Pre-download Capability Sometimes vLLM's memory checks are too conservative. The pre-download tool lets you grab models anyway and test if they'll run with your specific configuration.

Real-World Performance

With quantized models like Qwen3 30B (30 billion parameters compressed to 4-bit precision), I'm seeing 70-80 tokens per second. The responses feel instant for coding tasks.

Qwen3 30B has been my go-to model. It's large enough to handle complex reasoning but quantized efficiently enough to fit comfortably in my VRAM with room for decent context length.

My Use Case: "Vibe Coding"

I do a lot of rapid prototyping with Node.js web apps using heavy AI assistance. My usual workflow involves VSCode with Claude Code or Roo code extension, where I describe what I want and the AI helps implement it right there in the editor.
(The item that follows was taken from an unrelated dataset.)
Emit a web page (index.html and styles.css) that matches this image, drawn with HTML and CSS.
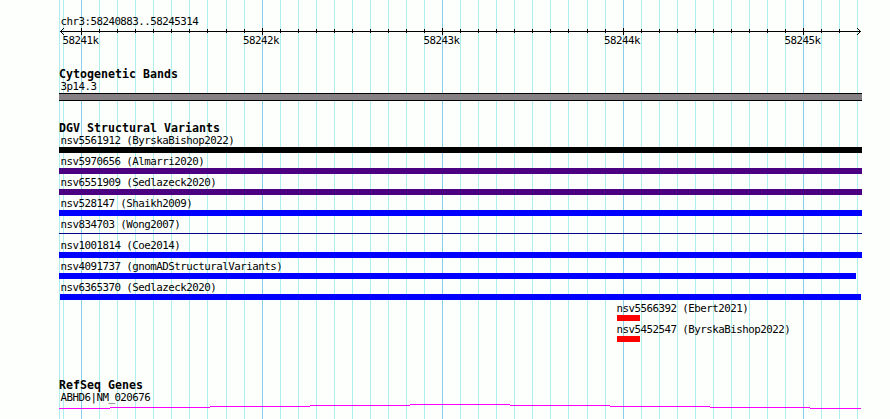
FILE: index.html
```html
<!DOCTYPE html>
<html lang="en">

<head>
    <meta charset="UTF-8">
    <meta name="viewport" content="width=device-width, initial-scale=1.0">
    <title>chr3:58240883..58245314</title>
    <link rel="stylesheet" href="styles.css">
</head>

<body>
    <div class="browser">
        <svg class="grid" width="890" height="419" shape-rendering="crispEdges">
            <path id="grid-minor" class="grid-minor" />
            <path id="grid-major" class="grid-major" />
        </svg>

        <div class="tracks">
            <div class="scale">
                <div class="label">chr3:58240883..58245314</div>
                <svg class="axis" width="804" height="8" shape-rendering="crispEdges">
                    <path d="M1 3.5H802" />
                    <path id="ticks" />
                    <path d="M1 3h1v1h-1zM2 2h1v3h-1zM3 1h1v1h-1zM3 5h1v1h-1zM4 0h1v1h-1zM4 6h1v1h-1z" class="arrow" />
                    <path d="M801 3h1v1h-1zM800 2h1v3h-1zM799 1h1v1h-1zM799 5h1v1h-1zM798 0h1v1h-1zM798 6h1v1h-1z" class="arrow" />
                </svg>
                <div class="numbers">
                    <span>58241k</span>
                    <span>58242k</span>
                    <span>58243k</span>
                    <span>58244k</span>
                    <span>58245k</span>
                </div>
            </div>

            <div class="track cytobands">
                <h2>Cytogenetic Bands</h2>
                <div class="label">3p14.3</div>
                <div class="band"></div>
            </div>

            <div class="track variants">
                <h2>DGV Structural Variants</h2>
                <div class="variant complex">
                    <div class="label">nsv5561912 (ByrskaBishop2022)</div>
                    <div class="bar"></div>
                </div>
                <div class="variant inversion">
                    <div class="label">nsv5970656 (Almarri2020)</div>
                    <div class="bar"></div>
                </div>
                <div class="variant inversion">
                    <div class="label">nsv6551909 (Sedlazeck2020)</div>
                    <div class="bar"></div>
                </div>
                <div class="variant gain">
                    <div class="label">nsv528147 (Shaikh2009)</div>
                    <div class="bar"></div>
                </div>
                <div class="variant thin">
                    <div class="label">nsv834703 (Wong2007)</div>
                    <div class="bar"></div>
                </div>
                <div class="variant gain">
                    <div class="label">nsv1001814 (Coe2014)</div>
                    <div class="bar"></div>
                </div>
                <div class="variant gain short">
                    <div class="label">nsv4091737 (gnomADStructuralVariants)</div>
                    <div class="bar"></div>
                </div>
                <div class="variant gain inset">
                    <div class="label">nsv6365370 (Sedlazeck2020)</div>
                    <div class="bar"></div>
                </div>
                <div class="variant loss">
                    <div class="label">nsv5566392 (Ebert2021)</div>
                    <div class="bar"></div>
                </div>
                <div class="variant loss">
                    <div class="label">nsv5452547 (ByrskaBishop2022)</div>
                    <div class="bar"></div>
                </div>
            </div>

            <div class="track genes">
                <h2>RefSeq Genes</h2>
                <div class="label">ABHD6|NM_020676</div>
                <svg class="intron" width="804" height="6" shape-rendering="crispEdges">
                    <path d="M0 4.5H51M51 3.5H151M151 2.5H251M251 1.5H351M351 .5H451M451 1.5H551M551 2.5H651M651 3.5H751M751 4.5H802" />
                </svg>
            </div>
        </div>
    </div>

    <script>
        const major = [81, 262, 442, 623, 803];
        const minor = [59, 63];
        const left = 59;

        // nine minor lines after every major one, up to the end of the region
        major.forEach((start, n) => {
            for (let i = 1; i < 10; i++) {
                // 18.05px per 100 bases: the spare pixel falls in every other thousand
                const x = start + i * 18 + (n % 2 === 0 && i > 7 ? 1 : 0);
                if (x < 861) minor.push(x);
            }
        });

        const lines = (list, y, h) => list.map(x => `M${x + 0.5} ${y}v${h}`).join('');

        document.getElementById('grid-minor').setAttribute('d', lines(minor, 0, 419));
        document.getElementById('grid-major').setAttribute('d', lines(major, 0, 419));

        const minorTicks = minor.filter(x => x > 63 && x < 857).map(x => x - left);
        const majorTicks = major.map(x => x - left);
        document.getElementById('ticks').setAttribute('d', lines(minorTicks, 1, 4) + lines(majorTicks, 0, 7));
    </script>
</body>

</html>
```
FILE: styles.css
```css
body {
    margin: 0;
    background-color: #fdfffc;
    color: #000;
    font-family: "DejaVu Sans Mono", monospace;
}

svg {
    display: block;
    fill: none;
}

.browser {
    position: relative;
    width: 890px;
    height: 419px;
    overflow: hidden;
}

.grid {
    position: absolute;
    top: 0;
    left: 0;
}

.grid-minor {
    stroke: #afeeee;
}

.grid-major {
    stroke: #87ceeb;
}

.tracks {
    position: relative;
    width: 803px;
    padding: 15px 0 0 59px;
}

.label {
    height: 13px;
    padding-left: 1.4px;
    font-size: 10.8px;
    line-height: 13px;
    letter-spacing: -0.502px;
    white-space: pre;
}

h2 {
    height: 12px;
    margin: 0;
    font-size: 11.6px;
    line-height: 12px;
    letter-spacing: 0.016px;
    font-weight: bold;
    white-space: pre;
}

/* scale */
.scale {
    height: 53px;
}

.axis {
    stroke: #000;
}

.axis .arrow {
    stroke: none;
    fill: #000;
}

.numbers {
    display: flex;
    gap: 144.5px;
    padding-left: 3.6px;
    margin-top: -2px;
    font-size: 10.8px;
    line-height: 13px;
    letter-spacing: -0.502px;
}

.numbers span {
    width: 36px;
}

/* tracks */
.cytobands {
    height: 54px;
}

.band {
    height: 6px;
    border: solid #000;
    border-width: 1px 0;
    background-color: #848084;
}

.variants {
    height: 257px;
}

.variant {
    height: 21px;
}

.bar {
    height: 6px;
}

.complex .bar {
    background-color: #000;
}

.inversion .bar {
    background-color: #4b0082;
}

.gain .bar {
    background-color: #00f;
}

.thin .bar {
    height: 1px;
    margin-top: 2px;
    background-color: #00008b;
}

.short .bar {
    width: 797px;
}

.inset .bar {
    margin: 0 1px;
}

.loss {
    padding-left: 556px;
}

.loss .label {
    padding-left: 1.4px;
}

.loss .bar {
    width: 23px;
    margin-left: 2px;
    background-color: #f00;
}

.intron {
    stroke: #f0f;
}
```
I wanted to see if local models could replace this workflow. The results have been educational:

The Good:

  • Complete privacy - code never leaves my machine
  • No rate limits or "you've sent too many messages" warnings
  • Can run specialized coding models

The Reality Check:

  • More error correction needed compared to Claude or Gemini
  • Takes longer to get production-ready code
  • Cloud services can run massive models (100B+ parameters) that would need $50k+ of hardware locally

The fundamental limitation is scale. OpenAI and Anthropic run models on clusters with thousands of GPUs. My dual 3090 setup is impressive for a home lab but can't compete with that raw power.

Beyond Coding

Local LLMs aren't just for coding. I've been experimenting with:

  • Image generation - Stable Diffusion models for creating artwork
  • Document proofreading - Privacy-first editing assistance
  • General chat - Having a knowledgeable assistant without internet dependency
  • Specialized tasks - Running fine-tuned models for specific domains

Many of these use cases work great with smaller models that don't need massive VRAM.

Lessons Learned

This project taught me several things:

  1. Hardware requirements are real - You need modern GPUs with substantial VRAM. My old GTX 1080 wouldn't cut it.
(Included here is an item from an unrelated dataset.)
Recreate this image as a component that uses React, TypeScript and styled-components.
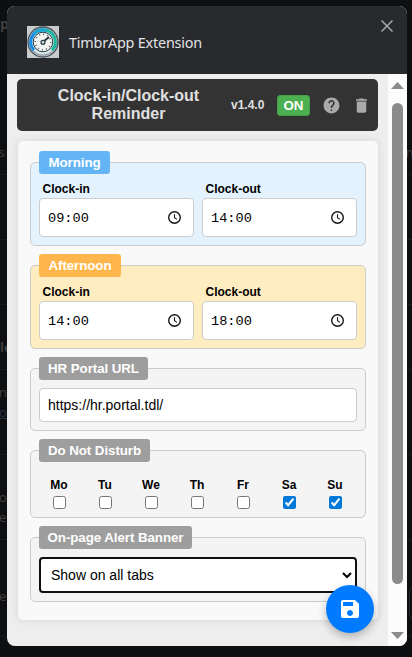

  2. Quantization is magic - 4-bit models perform surprisingly well while using 75% less memory than full precision.

  3. Context matters - A great model with tiny context length is frustrating for real work.

  4. Open source is thriving - New models appear weekly, each pushing what's possible locally.

  5. It's not all or nothing - I use local models for experimentation and privacy-sensitive work, but still reach for cloud services when I need maximum capability.

Should You Try This?

If you have:

  • A modern GPU with at least 12GB VRAM (24GB+ is better)
  • Fast storage (models are 10-50GB each)
  • Curiosity about AI infrastructure
  • Use cases where privacy matters

Then absolutely give it a shot. The open-source model ecosystem is incredible right now, with models for every use case imaginable.

Getting Started

If you want to try this yourself, check out my git repository vLLM wrapper. The setup script handles most of the complexity:

git clone https://github.com/aloonj/vllm-nvidia
cd vllm-nvidia
./setup.sh
source activate_vllm.sh
python api_server.py

The interactive menu will guide you through selecting and running your first model. Start with smaller quantized models to get a feel for what your hardware can handle.

Final Thoughts

Running LLMs locally has been an incredible learning experience. While it can't fully replace cloud services for heavy-duty work, having powerful AI models running entirely on your own hardware feels like science fiction made real. The technology is improving rapidly - models that needed server farms two years ago now run on consumer GPUs.

Whether you're interested in privacy, learning about AI infrastructure, or just like tinkering with cutting-edge tech, local LLMs are worth exploring. Just be prepared for your electricity bill to notice those dual GPUs spinning up.